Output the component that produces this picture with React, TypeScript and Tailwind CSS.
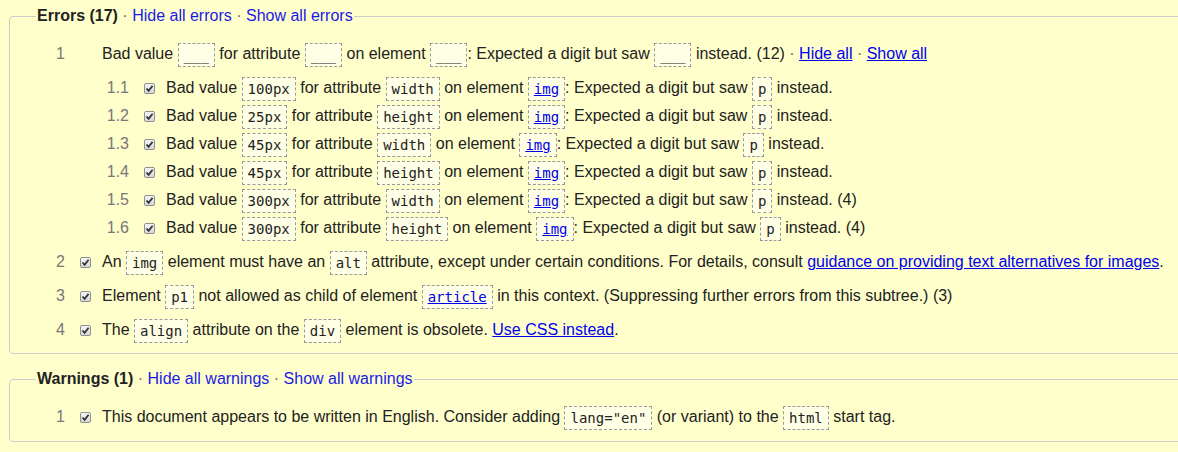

---

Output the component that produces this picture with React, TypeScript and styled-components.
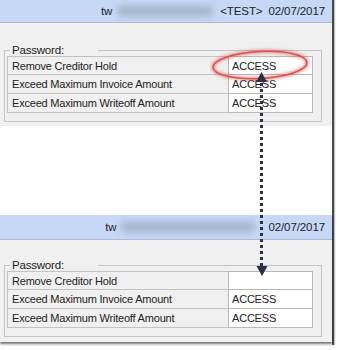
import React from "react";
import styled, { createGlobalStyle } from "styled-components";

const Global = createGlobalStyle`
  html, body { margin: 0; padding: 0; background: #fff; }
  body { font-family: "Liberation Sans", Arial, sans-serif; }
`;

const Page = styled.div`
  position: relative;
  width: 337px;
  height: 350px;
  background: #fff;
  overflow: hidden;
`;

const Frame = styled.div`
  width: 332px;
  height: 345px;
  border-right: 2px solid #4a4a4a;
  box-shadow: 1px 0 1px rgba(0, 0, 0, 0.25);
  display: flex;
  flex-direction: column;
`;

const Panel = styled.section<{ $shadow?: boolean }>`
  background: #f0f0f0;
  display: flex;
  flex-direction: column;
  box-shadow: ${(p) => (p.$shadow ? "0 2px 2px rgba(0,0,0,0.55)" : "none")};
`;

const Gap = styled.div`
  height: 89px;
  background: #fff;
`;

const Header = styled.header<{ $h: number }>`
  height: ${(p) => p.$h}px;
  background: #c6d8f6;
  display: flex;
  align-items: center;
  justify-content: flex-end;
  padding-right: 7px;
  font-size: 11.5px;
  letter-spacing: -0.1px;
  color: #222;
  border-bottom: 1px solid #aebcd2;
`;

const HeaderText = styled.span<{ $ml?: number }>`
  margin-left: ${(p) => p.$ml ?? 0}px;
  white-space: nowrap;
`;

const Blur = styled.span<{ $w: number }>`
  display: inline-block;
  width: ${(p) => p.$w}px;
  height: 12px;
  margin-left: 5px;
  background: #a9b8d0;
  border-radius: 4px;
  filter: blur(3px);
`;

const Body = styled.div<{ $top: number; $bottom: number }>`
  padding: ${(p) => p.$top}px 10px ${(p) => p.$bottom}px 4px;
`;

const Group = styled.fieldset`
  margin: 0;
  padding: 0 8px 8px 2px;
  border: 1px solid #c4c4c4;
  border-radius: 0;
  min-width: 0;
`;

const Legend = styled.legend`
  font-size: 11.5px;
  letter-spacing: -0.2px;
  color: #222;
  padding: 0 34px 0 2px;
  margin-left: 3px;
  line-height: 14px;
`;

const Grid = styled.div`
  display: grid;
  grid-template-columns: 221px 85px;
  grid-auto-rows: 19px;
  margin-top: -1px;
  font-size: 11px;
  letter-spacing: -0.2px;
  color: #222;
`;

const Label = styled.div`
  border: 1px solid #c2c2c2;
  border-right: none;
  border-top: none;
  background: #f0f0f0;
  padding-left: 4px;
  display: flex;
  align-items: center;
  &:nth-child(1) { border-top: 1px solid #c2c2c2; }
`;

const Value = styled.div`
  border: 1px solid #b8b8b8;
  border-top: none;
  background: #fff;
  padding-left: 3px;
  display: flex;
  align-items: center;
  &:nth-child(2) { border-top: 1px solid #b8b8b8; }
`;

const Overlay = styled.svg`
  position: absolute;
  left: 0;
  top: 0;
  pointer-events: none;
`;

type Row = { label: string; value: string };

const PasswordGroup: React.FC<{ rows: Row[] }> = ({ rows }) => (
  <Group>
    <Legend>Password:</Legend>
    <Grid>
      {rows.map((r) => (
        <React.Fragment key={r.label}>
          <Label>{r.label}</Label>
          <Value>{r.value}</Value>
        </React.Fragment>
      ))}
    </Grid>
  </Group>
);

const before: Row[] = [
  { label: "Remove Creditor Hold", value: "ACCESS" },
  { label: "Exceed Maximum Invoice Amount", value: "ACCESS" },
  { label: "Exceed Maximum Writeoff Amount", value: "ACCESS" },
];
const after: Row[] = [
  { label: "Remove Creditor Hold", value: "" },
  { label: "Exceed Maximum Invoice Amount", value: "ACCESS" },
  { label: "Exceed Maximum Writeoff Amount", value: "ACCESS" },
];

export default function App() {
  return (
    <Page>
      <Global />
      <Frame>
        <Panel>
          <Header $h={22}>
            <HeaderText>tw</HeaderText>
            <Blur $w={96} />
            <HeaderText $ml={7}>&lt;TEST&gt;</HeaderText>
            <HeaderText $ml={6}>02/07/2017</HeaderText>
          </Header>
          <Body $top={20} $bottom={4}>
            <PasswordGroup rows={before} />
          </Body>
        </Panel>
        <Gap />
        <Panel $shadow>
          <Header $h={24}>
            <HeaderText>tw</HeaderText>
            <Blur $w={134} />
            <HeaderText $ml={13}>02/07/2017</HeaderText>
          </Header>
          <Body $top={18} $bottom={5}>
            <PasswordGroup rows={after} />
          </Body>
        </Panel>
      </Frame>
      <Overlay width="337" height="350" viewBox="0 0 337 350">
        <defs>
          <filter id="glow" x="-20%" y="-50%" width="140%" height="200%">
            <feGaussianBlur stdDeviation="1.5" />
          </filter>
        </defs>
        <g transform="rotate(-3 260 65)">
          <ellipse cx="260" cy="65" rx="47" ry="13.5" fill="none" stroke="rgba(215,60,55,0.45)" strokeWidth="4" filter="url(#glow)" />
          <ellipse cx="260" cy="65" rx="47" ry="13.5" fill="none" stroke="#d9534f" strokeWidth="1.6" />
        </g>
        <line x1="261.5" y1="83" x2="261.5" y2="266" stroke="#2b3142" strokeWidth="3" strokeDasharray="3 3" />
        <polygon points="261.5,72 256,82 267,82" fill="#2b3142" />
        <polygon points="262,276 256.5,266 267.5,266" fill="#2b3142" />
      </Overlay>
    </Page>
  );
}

...

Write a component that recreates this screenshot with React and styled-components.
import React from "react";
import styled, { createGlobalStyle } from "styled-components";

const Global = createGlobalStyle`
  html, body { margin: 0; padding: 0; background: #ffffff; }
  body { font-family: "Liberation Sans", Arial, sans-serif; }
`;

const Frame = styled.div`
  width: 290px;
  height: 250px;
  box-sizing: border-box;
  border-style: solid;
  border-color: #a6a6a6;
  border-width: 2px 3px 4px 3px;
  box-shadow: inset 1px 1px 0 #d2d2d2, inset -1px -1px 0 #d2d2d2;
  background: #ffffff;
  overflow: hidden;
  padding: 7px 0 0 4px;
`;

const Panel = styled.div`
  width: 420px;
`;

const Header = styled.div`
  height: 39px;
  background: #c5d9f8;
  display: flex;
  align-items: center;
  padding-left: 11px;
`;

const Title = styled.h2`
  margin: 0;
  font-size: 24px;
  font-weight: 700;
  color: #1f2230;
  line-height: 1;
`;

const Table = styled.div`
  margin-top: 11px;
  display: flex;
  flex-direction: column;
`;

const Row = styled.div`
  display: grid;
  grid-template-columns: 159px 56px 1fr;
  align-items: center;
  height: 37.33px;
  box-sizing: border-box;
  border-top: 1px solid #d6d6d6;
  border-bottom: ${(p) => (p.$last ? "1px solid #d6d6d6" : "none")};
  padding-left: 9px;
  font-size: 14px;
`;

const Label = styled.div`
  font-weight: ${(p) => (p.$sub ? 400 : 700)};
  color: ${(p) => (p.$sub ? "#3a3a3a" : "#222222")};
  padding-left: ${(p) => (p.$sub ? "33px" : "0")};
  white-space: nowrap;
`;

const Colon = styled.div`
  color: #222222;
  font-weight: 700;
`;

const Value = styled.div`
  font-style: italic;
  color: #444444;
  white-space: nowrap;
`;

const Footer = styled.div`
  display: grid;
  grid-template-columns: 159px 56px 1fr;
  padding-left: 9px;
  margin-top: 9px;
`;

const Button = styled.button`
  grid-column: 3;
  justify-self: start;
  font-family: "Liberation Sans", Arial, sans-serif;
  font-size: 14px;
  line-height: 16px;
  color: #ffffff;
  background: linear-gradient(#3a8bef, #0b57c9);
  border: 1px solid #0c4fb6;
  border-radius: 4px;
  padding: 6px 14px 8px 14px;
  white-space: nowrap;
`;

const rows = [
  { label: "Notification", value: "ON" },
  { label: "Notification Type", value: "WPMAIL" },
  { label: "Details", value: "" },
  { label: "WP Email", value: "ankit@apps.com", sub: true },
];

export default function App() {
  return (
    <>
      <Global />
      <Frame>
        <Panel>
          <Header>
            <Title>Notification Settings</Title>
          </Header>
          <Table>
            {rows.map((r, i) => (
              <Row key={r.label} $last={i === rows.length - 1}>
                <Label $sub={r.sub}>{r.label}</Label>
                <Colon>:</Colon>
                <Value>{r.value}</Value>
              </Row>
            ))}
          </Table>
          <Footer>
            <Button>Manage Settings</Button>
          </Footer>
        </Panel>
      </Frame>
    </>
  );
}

Exercise details
List the lines of the entries that include "React".

The output
Output the component that produces this picture with React, TypeScript and Tailwind CSS.
Output the component that produces this picture with React, TypeScript and styled-components.
import React from "react";
const PasswordGroup: React.FC<{ rows: Row[] }> = ({ rows }) => (
        <React.Fragment key={r.label}>
        </React.Fragment>
Write a component that recreates this screenshot with React and styled-components.
import React from "react";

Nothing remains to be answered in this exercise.